Key Takeaway: Maintain two identical production environments (blue and green). Deploy new version to inactive environment. Run smoke tests and healthchecks. Gradually shift traffic from blue to green monitoring metrics. Keep blue running for instant rollback. This achieves zero-downtime deployments with instant rollback capability.
Why It Matters: Blue-green deployments eliminate deployment downtime and reduce deployment risk by maintaining parallel production environments. Deployment diagrams showing blue-green architecture reveal how instant traffic switching enables rapid rollback—failed deployments revert in seconds by switching traffic back rather than requiring full redeployment. Zero-downtime deployment enables higher deployment frequency, accelerating feature delivery while maintaining high availability guarantees. This pattern balances rapid iteration needs against stability requirements.
Example 70: Chaos Engineering Infrastructure
Production systems need chaos engineering to validate resilience. This example shows chaos testing architecture.
graph TD
subgraph "Production Cluster"
subgraph "Service A"
A1["Instance 1"]
A2["Instance 2"]
A3["Instance 3"]
end
subgraph "Service B"
B1["Instance 1"]
B2["Instance 2"]
B3["Instance 3"]
end
DB[(Database)]
Cache[(Redis)]
end
subgraph "Chaos Engineering Platform"
ChaosController["Chaos Controller<br/>Chaos Mesh/Gremlin"]
subgraph "Chaos Experiments"
LatencyInjection["Latency Injection<br/>+500ms to Service B"]
PodKill["Pod Termination<br/>Kill Service A instance"]
NetworkPartition["Network Partition<br/>Isolate 1/3 instances"]
DiskFill["Disk Fill<br/>Fill 90% disk"]
CPUStress["CPU Stress<br/>Max out 1 core"]
end
ExperimentScheduler["Experiment Scheduler<br/>Cron-based execution"]

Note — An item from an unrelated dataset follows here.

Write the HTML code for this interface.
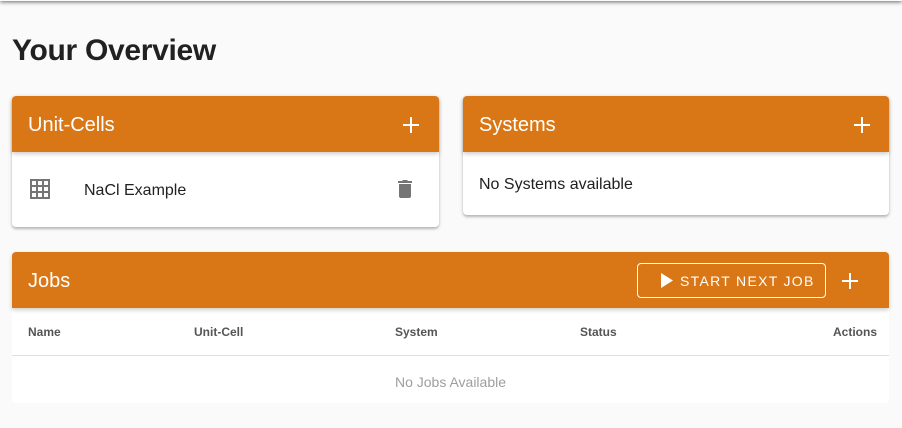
<!DOCTYPE html>
<html><head><meta charset="utf-8"><style>
*{box-sizing:border-box;margin:0;padding:0}
body{width:902px;height:428px;background:#fafafa;font-family:"Liberation Sans",Roboto,sans-serif;position:relative;overflow:hidden;color:#212121}
.topbar{position:absolute;left:0;top:-4px;width:902px;height:5px;background:#fafafa;box-shadow:0 1px 4px rgba(0,0,0,.6)}
h1{position:absolute;left:12px;top:34px;font-size:30px;font-weight:bold;color:#212121;letter-spacing:-0.3px}
.card{position:absolute;background:#fff;border-radius:4px;box-shadow:0 2px 2px rgba(0,0,0,.2),0 1px 5px rgba(0,0,0,.12)}
.hdr{position:absolute;left:0;top:0;right:0;height:56px;background:#d97716;border-radius:4px 4px 0 0;color:#fff;font-size:20px;line-height:58px;padding-left:16px;box-shadow:0 2px 4px rgba(0,0,0,.2)}
.plus{position:absolute;width:16px;height:16px}
.plus:before,.plus:after{content:"";position:absolute;background:#fff}
.plus:before{left:7px;top:0;width:2px;height:16px}
.plus:after{top:7px;left:0;height:2px;width:16px}
.th{position:absolute;top:325px;font-size:12px;font-weight:bold;color:#555}
</style></head><body>
<div class="topbar"></div>
<h1>Your Overview</h1>

<div class="card" style="left:12px;top:96px;width:427px;height:131px">
  <div class="hdr">Unit-Cells<div class="plus" style="left:391px;top:21px"></div></div>
  <svg style="position:absolute;left:18px;top:83px" width="20" height="20" viewBox="0 0 20 20"><g fill="none" stroke="#757575" stroke-width="2"><rect x="1" y="1" width="18" height="18"/><path d="M7 1v18M13 1v18M1 7h18M1 13h18"/></g></svg>
  <div style="position:absolute;left:72px;top:86px;font-size:16px">NaCl Example</div>
  <svg style="position:absolute;left:386px;top:84px" width="14" height="18" viewBox="0 0 14 18"><path fill="#757575" d="M1 4h12v12a2 2 0 0 1-2 2H3a2 2 0 0 1-2-2zM0 1h4l1-1h4l1 1h4v2H0z"/></svg>
</div>

<div class="card" style="left:463px;top:96px;width:426px;height:119px">
  <div class="hdr">Systems<div class="plus" style="left:391px;top:21px"></div></div>
  <div style="position:absolute;left:16px;top:80px;font-size:16px">No Systems available</div>
</div>

<div class="card" style="left:12px;top:252px;width:877px;height:151px;border-radius:4px;box-shadow:none">
  <div class="hdr">Jobs
    <div style="position:absolute;left:625px;top:11px;width:189px;height:35px;border:1px solid #fff;border-radius:4px;font-size:14px;line-height:35px;letter-spacing:1.3px;padding-left:42px;white-space:nowrap">START NEXT JOB</div>
    <svg style="position:absolute;left:649px;top:21px" width="12" height="15" viewBox="0 0 12 15"><path fill="#fff" d="M0 0l12 7.5L0 15z"/></svg>
    <div class="plus" style="left:830px;top:21px"></div>
  </div>
  <div style="position:absolute;left:0;right:0;top:103px;height:1px;background:#e0e0e0"></div>
  <div style="position:absolute;left:0;right:0;top:122px;text-align:center;font-size:14px;color:#9e9e9e">No Jobs Available</div>
</div>
<div class="th" style="left:28px">Name</div>
<div class="th" style="left:194px">Unit-Cell</div>
<div class="th" style="left:395px">System</div>
<div class="th" style="left:580px">Status</div>
<div class="th" style="left:833px">Actions</div>
</body></html>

BlastRadius["Blast Radius Controller<br/>Limit experiment scope"]
end
subgraph "Observability"
Metrics["Metrics<br/>Prometheus"]
Alerts["Alerts<br/>PagerDuty"]
Dashboard["Dashboard<br/>Grafana"]
SLOTracker["SLO Tracker<br/>Error budget"]
end
ExperimentScheduler -->|"Schedule experiments"| ChaosController
ChaosController --> LatencyInjection
ChaosController --> PodKill
ChaosController --> NetworkPartition
ChaosController --> DiskFill
ChaosController --> CPUStress
LatencyInjection -.->|"Inject latency"| B2
PodKill -.->|"Terminate pod"| A1
NetworkPartition -.->|"Partition network"| A3
DiskFill -.->|"Fill disk"| B1
CPUStress -.->|"Stress CPU"| B3
A1 --> DB
A2 --> DB
A3 --> DB
B1 --> Cache
B2 --> Cache
B3 --> Cache
BlastRadius -.->|"Limit to 1/3 instances"| ChaosController
Metrics -->|"Monitor during chaos"| Dashboard
Alerts -->|"Alert on SLO violations"| Dashboard
SLOTracker -->|"Track error budget"| Dashboard
Dashboard -->|"Validate resilience"| ChaosController
style ChaosController fill:#0173B2,stroke:#000,color:#fff
style LatencyInjection fill:#DE8F05,stroke:#000,color:#fff
style PodKill fill:#DE8F05,stroke:#000,color:#fff
style NetworkPartition fill:#DE8F05,stroke:#000,color:#fff
style Metrics fill:#029E73,stroke:#000,color:#fff
style SLOTracker fill:#CC78BC,stroke:#000,color:#fff
Key Elements:
- Chaos Controller: Chaos Mesh/Gremlin orchestrates chaos experiments
- 5 chaos types: Latency injection, pod termination, network partition, disk fill, CPU stress
- Blast radius control: Limits experiments to subset of instances (1/3) preventing total outage
- Experiment scheduler: Runs chaos experiments during business hours (validates production resilience)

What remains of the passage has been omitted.